Let me be clear here, I am not opposed to apologies. In fact, I think saying “I’m sorry” is a powerful way to demonstrate humility, accountability, and genuine relationship building. Here’s the problem with the phrase “I’m sorry, but…” - that one little word: “but”. Those three letters negate everything that came before them. In the phrase, for example, “I don’t mean to be rude, but…”, the “but” signals that I’m about to be rude anyway. In the phrase “I mean no disrespect, but…” I’m signaling that I’m actually going to be disrespectful.
The same goes for “I’m sorry, but”. The “but” signals that I’m not actually sorry or taking any accountability for my actions. In fact, I’m probably about to push my wrongdoing back on someone else instead of actually acknowledging the impact of my behavior (whether it was intended or not) and expressing regret or empathy.

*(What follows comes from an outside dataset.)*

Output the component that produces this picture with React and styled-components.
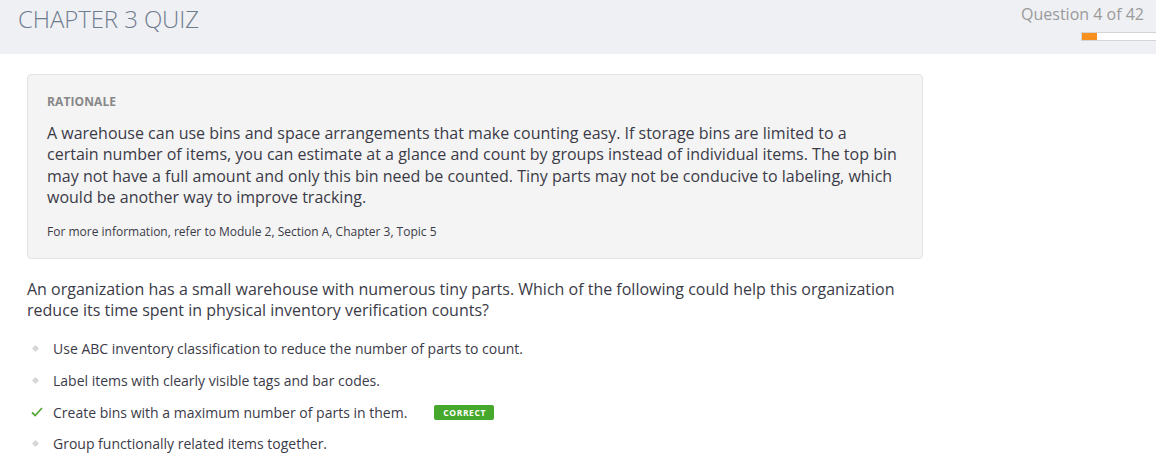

Instead of shifting blame, we should simply accept accountability. Instead of “I’m sorry, but the printer was jammed”, if we accepted accountability, the sentence might look like “I’m sorry I waited until the last minute to print.”
What’s the benefit here? By demonstrating accountability, we are avoiding finger-pointing, and we’re modeling behaviors that help others take accountability for their own actions. We’re even potentially adopting a growth mindset to avoid getting into this spot in the future.
3. That’s not my job
I can’t be the only one who is deeply frustrated by this particular expression. Let’s strike it entirely from our workplace vocabularies! Does something need to be done? Instead of saying “that’s not my job,” what if we said, “how can I help?”
Trash on the floor? Pick it up and toss it in the garbage.
Someone needs to fill Greg in on the conversation that happened while he was out sick? Pick up the phone and call Greg (or if Greg prefers to communicate via email, click “New Message” in Outlook).
Morale flagging because of a heavy workload, a busy season, or discouraging news? Create a bright spot, bring in snacks, offer a moment of levity or encouragement.
You could even take this as far as to say it’s my job to fix my own attitude so as not to bring others down. Since we co-create our own workspaces, if I’m giving off the noise, drama, complaining, and garbage that comes from letting myself wallow in a bad day, I’m going to create clouds of noise, drama, complaining, and garbage around me. Creating workplace culture–and honestly creating even the environment in which we operate– really is everyone’s job. You and your team spend a lot of time in the office or logged on; make it a nice place to be.
4. Don’t you agree?
This last one is a bit of a slippery rock. I’ve heard it several times lately, with slightly different wording, but the gist is posing a leading question that shuts down diversity of thought. If I start a sentence with, “Don’t you agree that…” I am making it harder for you to raise objections, concerns, risks, or a different perspective.
We should be celebrating our differences! The conversations that so many organizations and teams are having in the realm of diversity, equity, and inclusion tells us that we need to value and open the door for perspectives that are different from our own. If I’m leading with, “don’t you agree”, I am reducing the likelihood of honest conversation. Instead of “don’t you agree,” let’s try more open, inviting expressions, such as, “What do you think?” Or “How do you see it?” Or “I’d like to hear your perspective.”
So there you have it, four phrases we should stop using at work.
Maybe we won’t eliminate these phrases entirely, but since we all know that words really do matter, I encourage us to stop and think about these particular combinations of words and how we can reduce them to keep making workdays even better around us.